● **INSTRUCTIONS TO FOLLOW**: Quote each line of the material verbatim, without the pictures.

>>>>

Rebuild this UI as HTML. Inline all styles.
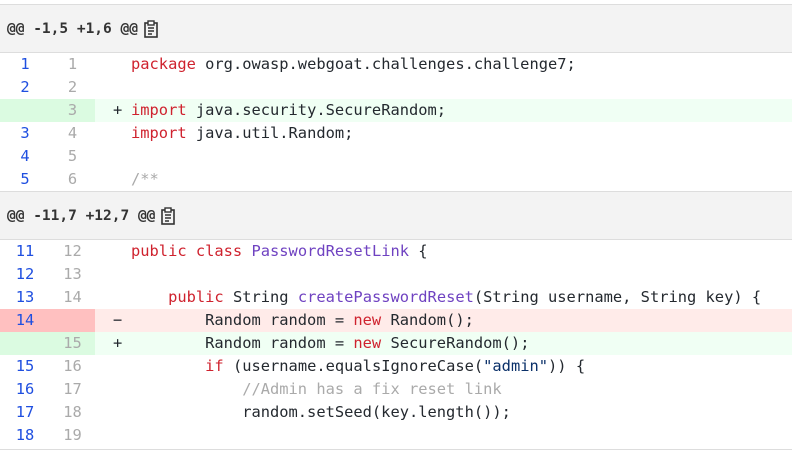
<!DOCTYPE html>
<html><head><style>
body{margin:0;background:#fff;width:792px;height:460px;overflow:hidden;font-family:"DejaVu Sans Mono","Liberation Mono",monospace;}
.top{height:4px;border-bottom:1px solid #ddd;background:#fff}
.hdr{height:48px;background:#f3f3f3;border-bottom:1px solid #ddd;display:flex;align-items:center;padding-left:7px;font-size:14.5px;font-weight:bold;color:#333;box-sizing:border-box}
.hdr svg{margin-left:6px}
.row{height:23px;line-height:23px;font-size:15.4px;display:flex;white-space:pre;color:#24292f}
.o{width:50px;text-align:center;color:#1f4fe0;flex:none}
.n{width:45px;text-align:center;color:#aaa;flex:none;padding-right:0}
.s{width:36px;padding-left:18px;box-sizing:border-box;flex:none}
.add .o,.add .n{background:#dbfbe1}
.add{background:#f0fff4}
.del .o,.del .n{background:#ffc0c0}
.del{background:#ffebe9}
.k{color:#cf222e}.p{color:#6f42c1}.c{color:#aaa}.st{color:#0a3069}
.bot{border-top:1px solid #ddd;margin-top:2px}
</style></head><body>
<div class="top"></div>
<div class="hdr" style="height:48px">@@ -1,5 +1,6 @@<svg width="14" height="18" viewBox="0 0 14 18"><rect x="1" y="3" width="12" height="14" fill="none" stroke="#333" stroke-width="1.6"/><rect x="4" y="1" width="6" height="4" fill="#fff" stroke="#333" stroke-width="1.4"/><path d="M4 8h6M4 11h6M4 14h4" stroke="#333" stroke-width="1.4"/></svg></div>
<div class="row"><span class="o">1</span><span class="n">1</span><span class="s"> </span><span><span class="k">package</span> org.owasp.webgoat.challenges.challenge7;</span></div>
<div class="row"><span class="o">2</span><span class="n">2</span><span class="s"> </span><span></span></div>
<div class="row add"><span class="o"></span><span class="n">3</span><span class="s">+</span><span><span class="k">import</span> java.security.SecureRandom;</span></div>
<div class="row"><span class="o">3</span><span class="n">4</span><span class="s"> </span><span><span class="k">import</span> java.util.Random;</span></div>
<div class="row"><span class="o">4</span><span class="n">5</span><span class="s"> </span><span></span></div>
<div class="row"><span class="o">5</span><span class="n">6</span><span class="s"> </span><span class="c">/**</span></div>
<div class="hdr" style="border-top:1px solid #ddd;height:49px">@@ -11,7 +12,7 @@<svg width="14" height="18" viewBox="0 0 14 18"><rect x="1" y="3" width="12" height="14" fill="none" stroke="#333" stroke-width="1.6"/><rect x="4" y="1" width="6" height="4" fill="#fff" stroke="#333" stroke-width="1.4"/><path d="M4 8h6M4 11h6M4 14h4" stroke="#333" stroke-width="1.4"/></svg></div>
<div class="row"><span class="o">11</span><span class="n">12</span><span class="s"> </span><span><span class="k">public class</span> <span class="p">PasswordResetLink</span> {</span></div>
<div class="row"><span class="o">12</span><span class="n">13</span><span class="s"> </span><span></span></div>
<div class="row"><span class="o">13</span><span class="n">14</span><span class="s"> </span><span>    <span class="k">public</span> String <span class="p">createPasswordReset</span>(String username, String key) {</span></div>
<div class="row del"><span class="o">14</span><span class="n"></span><span class="s">−</span><span>        Random random = <span class="k">new</span> Random();</span></div>
<div class="row add"><span class="o"></span><span class="n">15</span><span class="s">+</span><span>        Random random = <span class="k">new</span> SecureRandom();</span></div>
<div class="row"><span class="o">15</span><span class="n">16</span><span class="s"> </span><span>        <span class="k">if</span> (username.equalsIgnoreCase(<span class="st">"admin"</span>)) {</span></div>
<div class="row"><span class="o">16</span><span class="n">17</span><span class="s"> </span><span class="c">            //Admin has a fix reset link</span></div>
<div class="row"><span class="o">17</span><span class="n">18</span><span class="s"> </span><span>            random.setSeed(key.length());</span></div>
<div class="row"><span class="o">18</span><span class="n">19</span><span class="s"> </span><span></span></div>
<div class="bot"></div>
</body></html>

<<<<

● **FINISHED EXERCISE**:
Rebuild this UI as HTML. Inline all styles.
<!DOCTYPE html>
<html><head><style>
body{margin:0;background:#fff;width:792px;height:460px;overflow:hidden;font-family:"DejaVu Sans Mono","Liberation Mono",monospace;}
.top{height:4px;border-bottom:1px solid #ddd;background:#fff}
.hdr{height:48px;background:#f3f3f3;border-bottom:1px solid #ddd;display:flex;align-items:center;padding-left:7px;font-size:14.5px;font-weight:bold;color:#333;box-sizing:border-box}
.hdr svg{margin-left:6px}
.row{height:23px;line-height:23px;font-size:15.4px;display:flex;white-space:pre;color:#24292f}
.o{width:50px;text-align:center;color:#1f4fe0;flex:none}
.n{width:45px;text-align:center;color:#aaa;flex:none;padding-right:0}
.s{width:36px;padding-left:18px;box-sizing:border-box;flex:none}
.add .o,.add .n{background:#dbfbe1}
.add{background:#f0fff4}
.del .o,.del .n{background:#ffc0c0}
.del{background:#ffebe9}
.k{color:#cf222e}.p{color:#6f42c1}.c{color:#aaa}.st{color:#0a3069}
.bot{border-top:1px solid #ddd;margin-top:2px}
</style></head><body>
<div class="top"></div>
<div class="hdr" style="height:48px">@@ -1,5 +1,6 @@<svg width="14" height="18" viewBox="0 0 14 18"><rect x="1" y="3" width="12" height="14" fill="none" stroke="#333" stroke-width="1.6"/><rect x="4" y="1" width="6" height="4" fill="#fff" stroke="#333" stroke-width="1.4"/><path d="M4 8h6M4 11h6M4 14h4" stroke="#333" stroke-width="1.4"/></svg></div>
<div class="row"><span class="o">1</span><span class="n">1</span><span class="s"> </span><span><span class="k">package</span> org.owasp.webgoat.challenges.challenge7;</span></div>
<div class="row"><span class="o">2</span><span class="n">2</span><span class="s"> </span><span></span></div>
<div class="row add"><span class="o"></span><span class="n">3</span><span class="s">+</span><span><span class="k">import</span> java.security.SecureRandom;</span></div>
<div class="row"><span class="o">3</span><span class="n">4</span><span class="s"> </span><span><span class="k">import</span> java.util.Random;</span></div>
<div class="row"><span class="o">4</span><span class="n">5</span><span class="s"> </span><span></span></div>
<div class="row"><span class="o">5</span><span class="n">6</span><span class="s"> </span><span class="c">/**</span></div>
<div class="hdr" style="border-top:1px solid #ddd;height:49px">@@ -11,7 +12,7 @@<svg width="14" height="18" viewBox="0 0 14 18"><rect x="1" y="3" width="12" height="14" fill="none" stroke="#333" stroke-width="1.6"/><rect x="4" y="1" width="6" height="4" fill="#fff" stroke="#333" stroke-width="1.4"/><path d="M4 8h6M4 11h6M4 14h4" stroke="#333" stroke-width="1.4"/></svg></div>
<div class="row"><span class="o">11</span><span class="n">12</span><span class="s"> </span><span><span class="k">public class</span> <span class="p">PasswordResetLink</span> {</span></div>
<div class="row"><span class="o">12</span><span class="n">13</span><span class="s"> </span><span></span></div>
<div class="row"><span class="o">13</span><span class="n">14</span><span class="s"> </span><span>    <span class="k">public</span> String <span class="p">createPasswordReset</span>(String username, String key) {</span></div>
<div class="row del"><span class="o">14</span><span class="n"></span><span class="s">−</span><span>        Random random = <span class="k">new</span> Random();</span></div>
<div class="row add"><span class="o"></span><span class="n">15</span><span class="s">+</span><span>        Random random = <span class="k">new</span> SecureRandom();</span></div>
<div class="row"><span class="o">15</span><span class="n">16</span><span class="s"> </span><span>        <span class="k">if</span> (username.equalsIgnoreCase(<span class="st">"admin"</span>)) {</span></div>
<div class="row"><span class="o">16</span><span class="n">17</span><span class="s"> </span><span class="c">            //Admin has a fix reset link</span></div>
<div class="row"><span class="o">17</span><span class="n">18</span><span class="s"> </span><span>            random.setSeed(key.length());</span></div>
<div class="row"><span class="o">18</span><span class="n">19</span><span class="s"> </span><span></span></div>
<div class="bot"></div>
</body></html>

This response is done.